On collabore également avec des organismes internationaux sur « archipel » qui est une sorte de plateforme de collaboration et d’aide à la mobilité des artistes nantais, québécois et tunisiens par exemple. Nantes sera un point de convergence.

Vivace – Alban Richard
Mardi 5 et mercredi 6 novembre
[RE]VOIR

La saison se terminera par le temps fort [RE]VOIR. Au lieu de faire un festival sur de la nouveauté, nous allons proposer, comme son nom l’indique, de revoir des projets et des artistes qui sont passées par le théâtre dans l’année. La programmation se fera entre eux et nous, ce ne sera pas les coups de cœur du public ou les succès de l’année en matière de fréquentation. Il s’agira de fortifier les projets et les rôder davantage, de leur apporter un coup de pouce supplémentaire, d’aller plus loin en fait.
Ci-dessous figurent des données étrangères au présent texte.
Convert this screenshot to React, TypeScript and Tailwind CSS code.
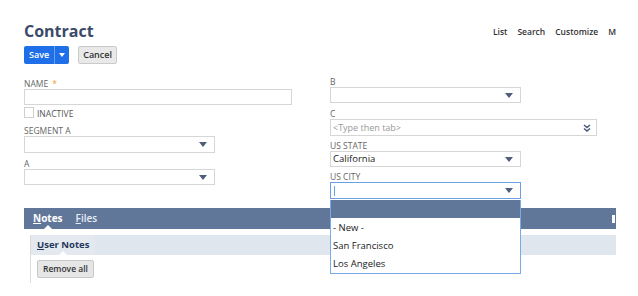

On choisira donc des moments qu’ils aient bien ou moins bien marchés que ce soit à cause de la fréquentation, de la météo, d’un petit raté ou autre. Ce sont les artistes qui nous feront la demande après leur premier passage, s’ils veulent rejouer ou non. Ce sera un effet miroir sur la saison en fait. Le public nous apportera une certaine confiance en venant à ce temps fort. Par ailleurs, sa reprogrammation doit aussi faire sens, on ne reprogrammera pas un spectacle qui sera rejoué deux mois plus tard dans un autre lieu nantais par exemple. La question essentielle qui constitue la base de ce projet est celle-ci : « Quel spectacle a besoin d’être revu ? ».